Tuesday 27 April 2010

duck gizzards and lapsi jam

Apparently there is going to be an indefinite 'bandh' starting on Saturday.
The Maoists are bussing people in from the hills and there will be lots of burning tyres, waving sticks, road blocks and general anarchy. It's all to do with the new constitution, I think. However my Canadian friend who has been helping with the constitution writing process, says the constitution is ready for implementation, the problem is political, not practical. Whatever - I now have to do extra big supermarket shop before the weekend, so that we don't run out (but I have heard, from another friend, that my favourite shop is run by a maoist sympathiser so will probably stay secretly open during the bandh).
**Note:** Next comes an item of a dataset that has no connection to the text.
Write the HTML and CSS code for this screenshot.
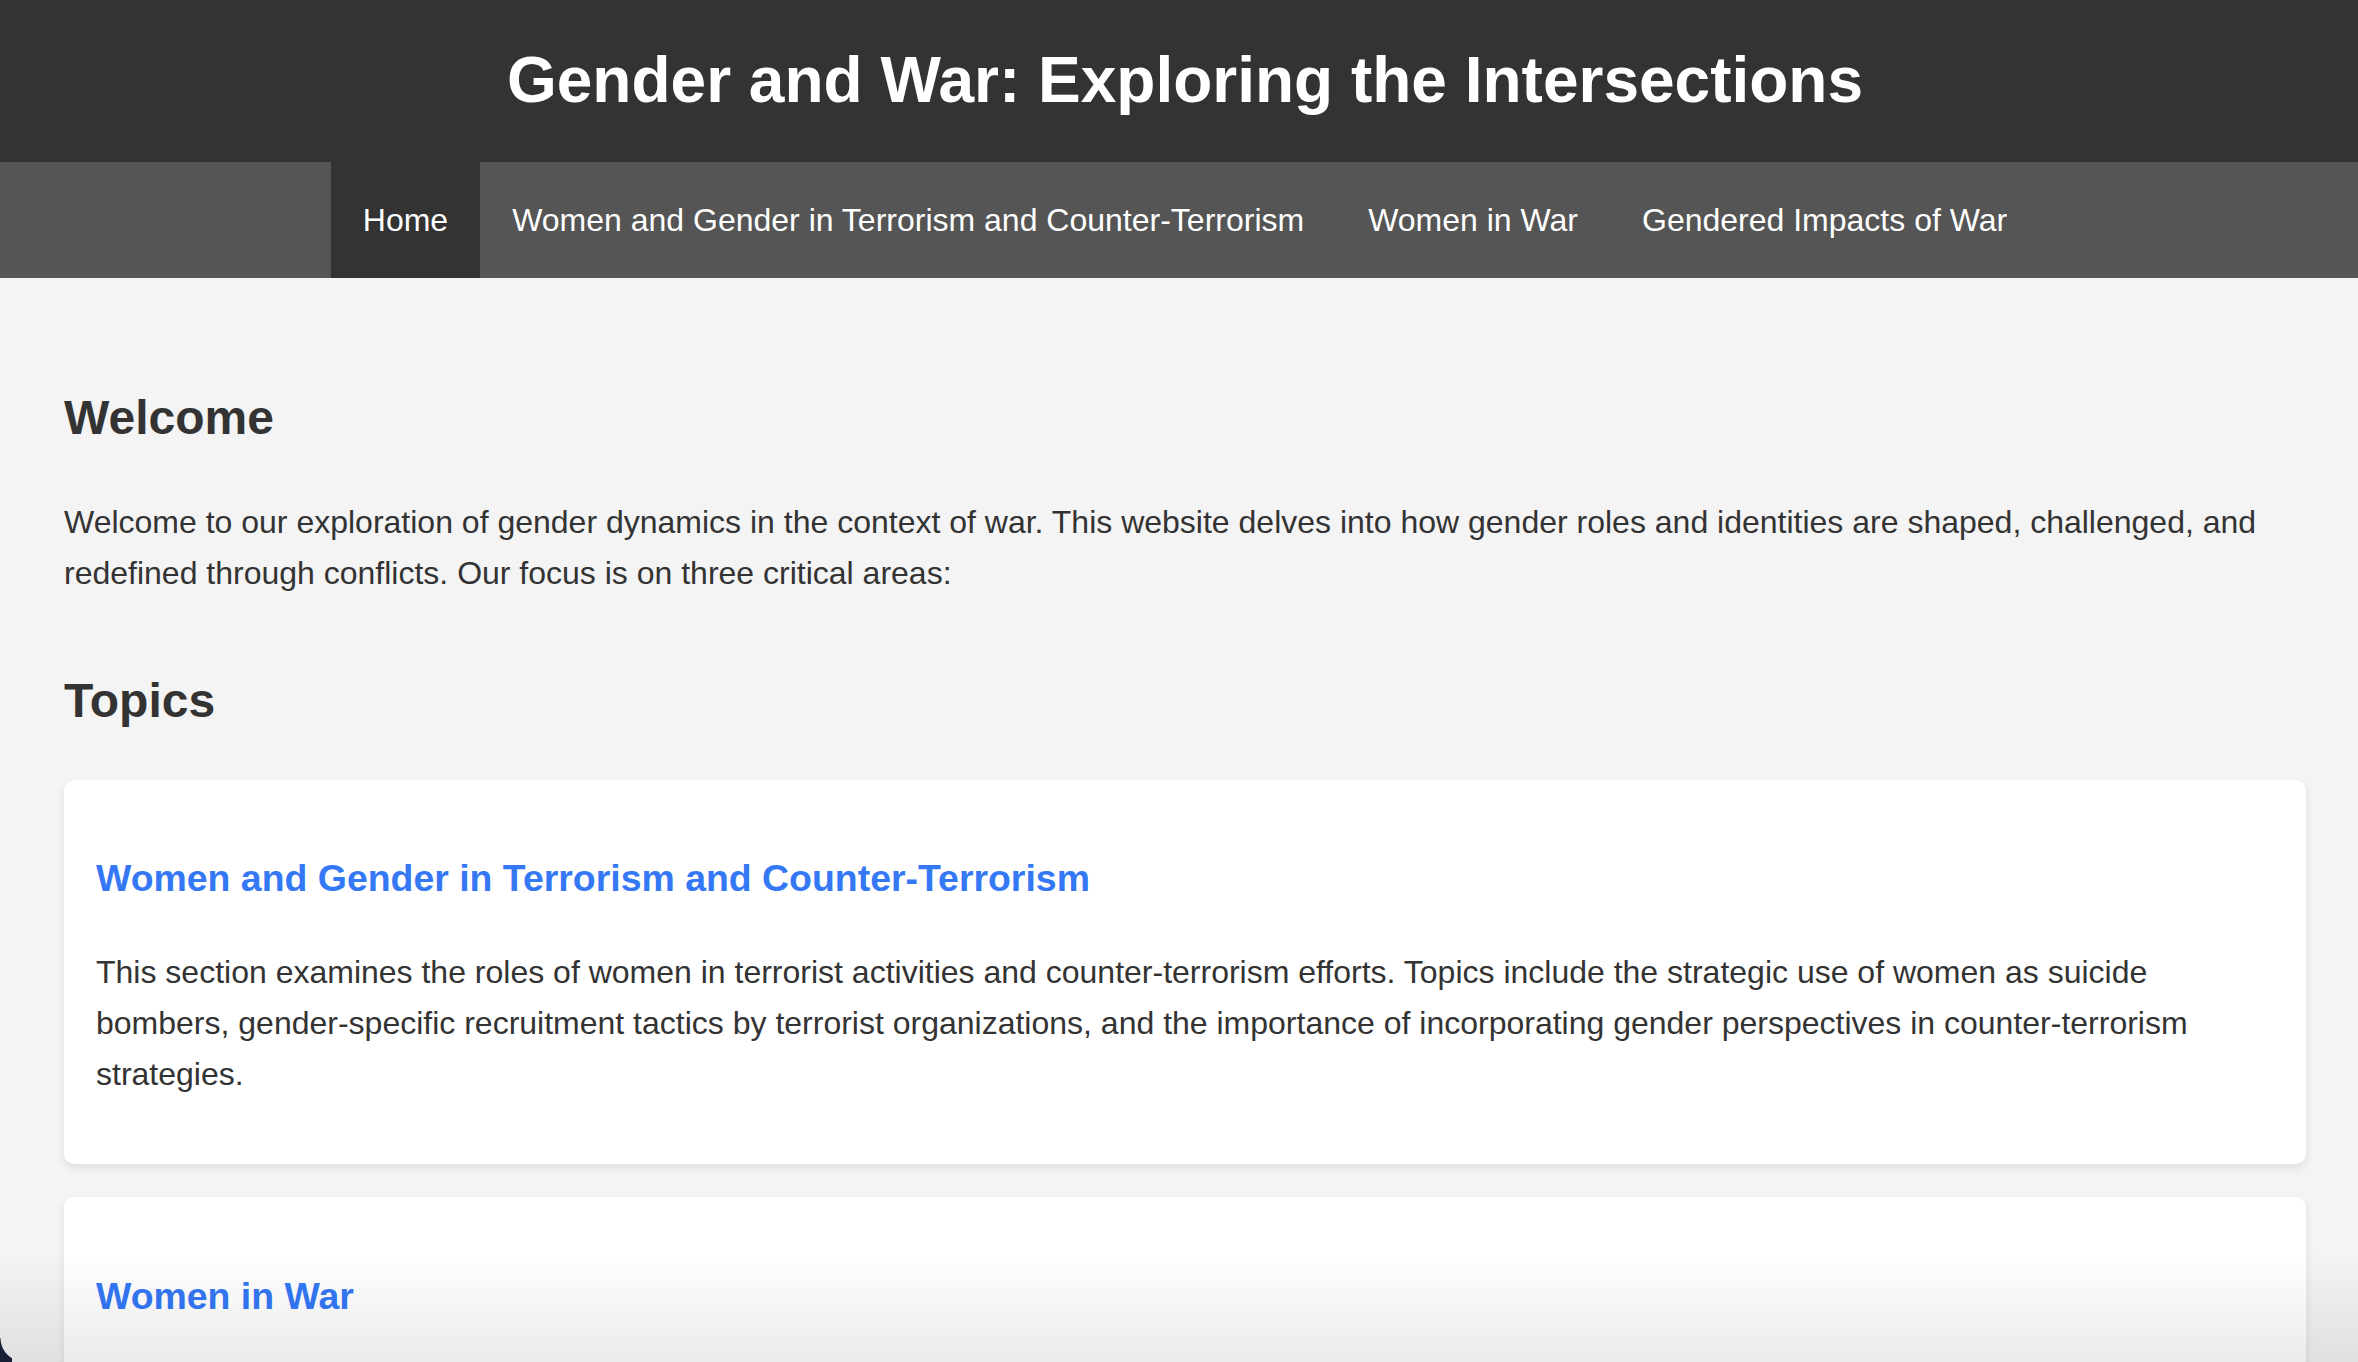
FILE: index.html
```html
<!DOCTYPE html>
<html lang="en">
<head>
<meta charset="utf-8">
<title>Gender and War: Exploring the Intersections</title>
<link rel="stylesheet" href="styles.css">
</head>
<body>
<header class="site-header">
  <h1 class="site-title">Gender and War: Exploring the Intersections</h1>
</header>
<nav class="site-nav">
  <ul class="nav-list">
    <li><a class="nav-link active" href="#">Home</a></li>
    <li><a class="nav-link" href="#">Women and Gender in Terrorism and Counter-Terrorism</a></li>
    <li><a class="nav-link" href="#">Women in War</a></li>
    <li><a class="nav-link" href="#">Gendered Impacts of War</a></li>
  </ul>
</nav>
<main class="content">
  <section class="intro">
    <h2 class="section-heading">Welcome</h2>
    <p class="intro-text">Welcome to our exploration of gender dynamics in the context of war. This website delves into how gender roles and identities are shaped, challenged, and redefined through conflicts. Our focus is on three critical areas:</p>
  </section>
  <section class="topics">
    <h2 class="section-heading">Topics</h2>
    <article class="card">
      <h3 class="card-title"><a href="#">Women and Gender in Terrorism and Counter-Terrorism</a></h3>
      <p class="card-text">This section examines the roles of women in terrorist activities and counter-terrorism efforts. Topics include the strategic use of women as suicide bombers, gender-specific recruitment tactics by terrorist organizations, and the importance of incorporating gender perspectives in counter-terrorism strategies.</p>
    </article>
    <article class="card">
      <h3 class="card-title"><a href="#">Women in War</a></h3>
    </article>
  </section>
</main>
<div class="bottom-fade"></div>
<div class="window-corner"></div>
</body>
</html>
```

FILE: styles.css
```css
html, body {
  margin: 0;
  padding: 0;
}

body {
  background: #f4f4f4;
  color: #333;
  font-family: "Liberation Sans", Arial, Helvetica, sans-serif;
  font-size: 32px;
  line-height: 1.6;
  overflow: hidden;
}

.site-header {
  background: #333;
  color: #fff;
  text-align: center;
  padding: 43px 0 45px 12px;
}

.site-title {
  margin: 0;
  font-size: 64px;
  line-height: 74px;
  font-weight: bold;
}

.site-nav {
  background: #555;
  padding-left: 12px;
}

.nav-list {
  list-style: none;
  margin: 0;
  padding: 0;
  display: flex;
  justify-content: center;
}

.nav-link {
  display: block;
  padding: 32px;
  line-height: 52px;
  color: #fff;
  text-decoration: none;
}

.nav-link.active {
  background: #333;
}

.content {
  padding: 62px 52px 0 64px;
}

.intro {
  margin-bottom: 64px;
}

.section-heading {
  font-size: 48px;
  line-height: 1.6;
  font-weight: bold;
  margin: 40px 0;
}

.intro-text {
  margin: 0;
}

.card {
  background: #fff;
  border-radius: 10px;
  padding: 32px;
  margin-bottom: 33px;
  box-shadow: 0 4px 10px rgba(0, 0, 0, 0.09);
}

.card-title {
  font-size: 37.44px;
  line-height: 1.6;
  margin: 37.44px 0;
  font-weight: bold;
}

.card-title a {
  color: #3478f6;
  text-decoration: none;
}

.card-text {
  margin: 0 0 32px;
}

.bottom-fade {
  position: fixed;
  left: 0;
  right: 0;
  bottom: 0;
  height: 110px;
  pointer-events: none;
  background: linear-gradient(to bottom, rgba(0, 0, 0, 0), rgba(0, 0, 0, 0.08));
}

.window-corner {
  position: fixed;
  left: 0;
  bottom: 0;
  width: 12px;
  height: 24px;
  background: #1a1f36;
  -webkit-mask: radial-gradient(circle at 24px 0, transparent 23px, #000 24px);
  mask: radial-gradient(circle at 24px 0, transparent 23px, #000 24px);
}
```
My prediction is that it will all amount to a storm in a teacup, we'll have a day or so of hullaballoo (incidentally, the Nepali word for big noise is hullabayo - do you think we nicked this word from them? Hah! This proves I have learnt something from all those scary Nepali lessons!), and I will be left with a store cupboard full of chickpeas, couscous and lapsi jam. Yes, I know, why would I buy chickpeas, couscous and lapsi jam in the first place? Well, you haven't seen the choice in shops out here. There are no Smarties to be had in the whole of the Kathmandu Valley, because D bought the last two packets for her daughter's birthday party yesterday. And there are no tins of anchovies either, because I saw H buying the last six tins to use as a topping for her cauliflower risotto (cauliflower and anchovy risotto...is it just me, or does that sound about as appetising as the rucola salad with duck gizzards - gesiers, in french, apparently - that I was offered for lunch today?).
Anyway, don't knock lapsi jam, it's really quite tasty (a bit runny though).